→ **Provided data**
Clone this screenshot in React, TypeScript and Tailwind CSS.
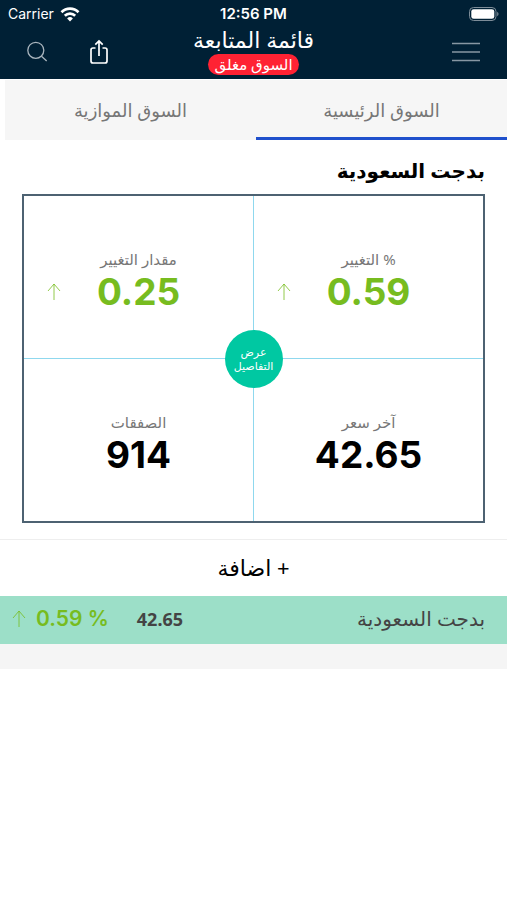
import React from 'react';

interface Stat {
    label: string;
    value: string;
    up?: boolean;
}

const stats: Stat[] = [
    { label: '% التغيير', value: '0.59', up: true },
    { label: 'مقدار التغيير', value: '0.25', up: true },
    { label: 'آخر سعر', value: '42.65' },
    { label: 'الصفقات', value: '914' },
];

function UpArrow() {
    return (
        <svg viewBox="0 0 14 18" className="w-3.5 h-[18px] shrink-0" fill="none" stroke="#77bc1f" strokeWidth="0.8" aria-hidden="true">
            <path d="M7 17V1M1 8l6-7 6 7" />
        </svg>
    );
}

function StatusBar() {
    return (
        <div dir="ltr" className="grid grid-cols-3 items-center h-7 px-2 font-['Inter',sans-serif] text-[14px] leading-5">
            <div className="flex items-center gap-1.5">
                <span>Carrier</span>
                <svg viewBox="0 0 20 15" className="w-5 h-[15px]" fill="none" stroke="white" strokeWidth="2.7" aria-label="Wi-Fi">
                    <path d="M1.5 5.2a12 12 0 0 1 17 0M4.8 8.7a7.4 7.4 0 0 1 10.4 0" />
                    <path d="M10 14.4l-2.9-2.9a4.1 4.1 0 0 1 5.8 0z" fill="white" stroke="none" />
                </svg>
            </div>
            <span className="text-center text-[15px] font-semibold">12:56 PM</span>
            <svg viewBox="0 0 30 14" className="w-[30px] h-3.5 justify-self-end" aria-label="Battery">
                <rect x="0.5" y="0.5" width="26.5" height="13" rx="4" fill="none" stroke="#7d8c98" />
                <rect x="2.3" y="2.2" width="23" height="9.6" rx="2.4" fill="white" />
                <path d="M28.2 4.8c1.8.8 1.8 3.6 0 4.4z" fill="#7d8c98" />
            </svg>
        </div>
    );
}

function Header() {
    return (
        <header className="bg-[#002035] text-white">
            <StatusBar />
            <div dir="ltr" className="grid grid-cols-3 items-center h-[51px] px-[26px] pb-1">
                <div className="flex items-center gap-10">
                    <button type="button" aria-label="بحث">
                        <svg viewBox="0 0 22 22" className="w-[22px] h-[22px]" fill="none" stroke="#a9b5be" strokeWidth="1.3">
                            <circle cx="9.8" cy="9.3" r="8" />
                            <path d="M15.5 15.2l5.2 4.8" />
                        </svg>
                    </button>
                    <button type="button" aria-label="مشاركة">
                        <svg viewBox="0 0 22 26" className="w-[22px] h-[26px]" fill="none" stroke="white" strokeWidth="1.7">
                            <path d="M7.5 9H5a2 2 0 0 0-2 2v11a2 2 0 0 0 2 2h12a2 2 0 0 0 2-2V11a2 2 0 0 0-2-2h-2.5M11 17V2M7.3 5.7L11 2l3.7 3.7" />
                        </svg>
                    </button>
                </div>
                <div dir="rtl" className="flex flex-col items-center gap-1">
                    <h1 className="text-[22px] leading-[22px] whitespace-nowrap">قائمة المتابعة</h1>
                    <span className="rounded-full bg-[#ff2233] px-1.5 text-[15px] leading-[21px] whitespace-nowrap">السوق مغلق</span>
                </div>
                <button type="button" aria-label="القائمة" className="justify-self-end">
                    <svg viewBox="0 0 30 20" className="w-[30px] h-5" stroke="#8797a3" strokeWidth="1.3">
                        <path d="M1 1.5h28M1 10h28M1 18.5h28" />
                    </svg>
                </button>
            </div>
        </header>
    );
}

function StatCell({ label, value, up }: Stat) {
    return (
        <div className="flex flex-col items-center justify-center pt-2.5">
            <span className="text-[15px] leading-5 text-[#777777]">{label}</span>
            <div dir="ltr" className="grid grid-cols-[60px_1fr_60px] items-center justify-items-center w-full">
                <span>{up && <UpArrow />}</span>
                <span className={`font-['Inter',sans-serif] text-[37px] leading-[46px] font-bold ${up ? 'text-[#77bc1f]' : 'text-black'}`}>
                    {value}
                </span>
            </div>
        </div>
    );
}

export default function App() {
    return (
        <div dir="rtl" className="min-h-screen bg-white font-['Noto_Sans','DejaVu_Sans',sans-serif]">
            <Header />

            {/* Tabs */}
            <nav className="grid grid-cols-2 ml-[5px] pt-px text-[18px] text-[#777777]">
                <button type="button" className="h-[60px] bg-[#f6f6f6] border-b-3 border-[#1f50cc] pt-1">السوق الرئيسية</button>
                <button type="button" className="h-[60px] bg-[#f6f6f6]">السوق الموازية</button>
            </nav>

            <main>
                <section className="px-[22px] pb-4">
                    <h2 className="pt-5 pb-3 text-[20px] leading-[22px] font-bold text-black">بدجت السعودية</h2>
                    <div className="relative grid grid-cols-2 auto-rows-[162px] gap-px border-2 border-[#4d6272] bg-[#8fd8ee]">
                        {stats.map((stat) => (
                            <div key={stat.label} className="grid bg-white">
                                <StatCell {...stat} />
                            </div>
                        ))}
                        <button
                            type="button"
                            className="absolute top-1/2 left-1/2 -translate-x-1/2 -translate-y-1/2 flex flex-col items-center justify-center size-[58px] rounded-full bg-[#00c8a2] text-white text-[11px] leading-[14px]"
                        >
                            <span>عرض</span>
                            <span>التفاصيل</span>
                        </button>
                    </div>
                </section>

                <button type="button" className="block w-full h-[57px] pb-0.5 border-t border-[#eeeeee] text-[22px] text-black">
                    + اضافة
                </button>

                <ul className="pb-[25px] bg-[#f5f5f5]">
                    <li className="flex items-center justify-between h-12 pl-3 pr-[22px] bg-[#9cdfc8] text-[#444444]">
                        <span className="pb-0.5 text-[20px]">بدجت السعودية</span>
                        <div dir="ltr" className="flex items-center pb-0.5">
                            <UpArrow />
                            <span className="ml-2.5 font-['Inter',sans-serif] text-[21px] font-semibold text-[#77bc1f]">0.59 %</span>
                            <span className="ml-7 text-[18px] font-bold">42.65</span>
                        </div>
                    </li>
                </ul>
            </main>
        </div>
    );
}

→ **Exercise description**
Your task is to reproduce all of the material exactly. The pictures stay out.

→ **Answer to the task**
Clone this screenshot in React, TypeScript and Tailwind CSS.
import React from 'react';

interface Stat {
    label: string;
    value: string;
    up?: boolean;
}

const stats: Stat[] = [
    { label: '% التغيير', value: '0.59', up: true },
    { label: 'مقدار التغيير', value: '0.25', up: true },
    { label: 'آخر سعر', value: '42.65' },
    { label: 'الصفقات', value: '914' },
];

function UpArrow() {
    return (
        <svg viewBox="0 0 14 18" className="w-3.5 h-[18px] shrink-0" fill="none" stroke="#77bc1f" strokeWidth="0.8" aria-hidden="true">
            <path d="M7 17V1M1 8l6-7 6 7" />
        </svg>
    );
}

function StatusBar() {
    return (
        <div dir="ltr" className="grid grid-cols-3 items-center h-7 px-2 font-['Inter',sans-serif] text-[14px] leading-5">
            <div className="flex items-center gap-1.5">
                <span>Carrier</span>
                <svg viewBox="0 0 20 15" className="w-5 h-[15px]" fill="none" stroke="white" strokeWidth="2.7" aria-label="Wi-Fi">
                    <path d="M1.5 5.2a12 12 0 0 1 17 0M4.8 8.7a7.4 7.4 0 0 1 10.4 0" />
                    <path d="M10 14.4l-2.9-2.9a4.1 4.1 0 0 1 5.8 0z" fill="white" stroke="none" />
                </svg>
            </div>
            <span className="text-center text-[15px] font-semibold">12:56 PM</span>
            <svg viewBox="0 0 30 14" className="w-[30px] h-3.5 justify-self-end" aria-label="Battery">
                <rect x="0.5" y="0.5" width="26.5" height="13" rx="4" fill="none" stroke="#7d8c98" />
                <rect x="2.3" y="2.2" width="23" height="9.6" rx="2.4" fill="white" />
                <path d="M28.2 4.8c1.8.8 1.8 3.6 0 4.4z" fill="#7d8c98" />
            </svg>
        </div>
    );
}

function Header() {
    return (
        <header className="bg-[#002035] text-white">
            <StatusBar />
            <div dir="ltr" className="grid grid-cols-3 items-center h-[51px] px-[26px] pb-1">
                <div className="flex items-center gap-10">
                    <button type="button" aria-label="بحث">
                        <svg viewBox="0 0 22 22" className="w-[22px] h-[22px]" fill="none" stroke="#a9b5be" strokeWidth="1.3">
                            <circle cx="9.8" cy="9.3" r="8" />
                            <path d="M15.5 15.2l5.2 4.8" />
                        </svg>
                    </button>
                    <button type="button" aria-label="مشاركة">
                        <svg viewBox="0 0 22 26" className="w-[22px] h-[26px]" fill="none" stroke="white" strokeWidth="1.7">
                            <path d="M7.5 9H5a2 2 0 0 0-2 2v11a2 2 0 0 0 2 2h12a2 2 0 0 0 2-2V11a2 2 0 0 0-2-2h-2.5M11 17V2M7.3 5.7L11 2l3.7 3.7" />
                        </svg>
                    </button>
                </div>
                <div dir="rtl" className="flex flex-col items-center gap-1">
                    <h1 className="text-[22px] leading-[22px] whitespace-nowrap">قائمة المتابعة</h1>
                    <span className="rounded-full bg-[#ff2233] px-1.5 text-[15px] leading-[21px] whitespace-nowrap">السوق مغلق</span>
                </div>
                <button type="button" aria-label="القائمة" className="justify-self-end">
                    <svg viewBox="0 0 30 20" className="w-[30px] h-5" stroke="#8797a3" strokeWidth="1.3">
                        <path d="M1 1.5h28M1 10h28M1 18.5h28" />
                    </svg>
                </button>
            </div>
        </header>
    );
}

function StatCell({ label, value, up }: Stat) {
    return (
        <div className="flex flex-col items-center justify-center pt-2.5">
            <span className="text-[15px] leading-5 text-[#777777]">{label}</span>
            <div dir="ltr" className="grid grid-cols-[60px_1fr_60px] items-center justify-items-center w-full">
                <span>{up && <UpArrow />}</span>
                <span className={`font-['Inter',sans-serif] text-[37px] leading-[46px] font-bold ${up ? 'text-[#77bc1f]' : 'text-black'}`}>
                    {value}
                </span>
            </div>
        </div>
    );
}

export default function App() {
    return (
        <div dir="rtl" className="min-h-screen bg-white font-['Noto_Sans','DejaVu_Sans',sans-serif]">
            <Header />

            {/* Tabs */}
            <nav className="grid grid-cols-2 ml-[5px] pt-px text-[18px] text-[#777777]">
                <button type="button" className="h-[60px] bg-[#f6f6f6] border-b-3 border-[#1f50cc] pt-1">السوق الرئيسية</button>
                <button type="button" className="h-[60px] bg-[#f6f6f6]">السوق الموازية</button>
            </nav>

            <main>
                <section className="px-[22px] pb-4">
                    <h2 className="pt-5 pb-3 text-[20px] leading-[22px] font-bold text-black">بدجت السعودية</h2>
                    <div className="relative grid grid-cols-2 auto-rows-[162px] gap-px border-2 border-[#4d6272] bg-[#8fd8ee]">
                        {stats.map((stat) => (
                            <div key={stat.label} className="grid bg-white">
                                <StatCell {...stat} />
                            </div>
                        ))}
                        <button
                            type="button"
                            className="absolute top-1/2 left-1/2 -translate-x-1/2 -translate-y-1/2 flex flex-col items-center justify-center size-[58px] rounded-full bg-[#00c8a2] text-white text-[11px] leading-[14px]"
                        >
                            <span>عرض</span>
                            <span>التفاصيل</span>
                        </button>
                    </div>
                </section>

                <button type="button" className="block w-full h-[57px] pb-0.5 border-t border-[#eeeeee] text-[22px] text-black">
                    + اضافة
                </button>

                <ul className="pb-[25px] bg-[#f5f5f5]">
                    <li className="flex items-center justify-between h-12 pl-3 pr-[22px] bg-[#9cdfc8] text-[#444444]">
                        <span className="pb-0.5 text-[20px]">بدجت السعودية</span>
                        <div dir="ltr" className="flex items-center pb-0.5">
                            <UpArrow />
                            <span className="ml-2.5 font-['Inter',sans-serif] text-[21px] font-semibold text-[#77bc1f]">0.59 %</span>
                            <span className="ml-7 text-[18px] font-bold">42.65</span>
                        </div>
                    </li>
                </ul>
            </main>
        </div>
    );
}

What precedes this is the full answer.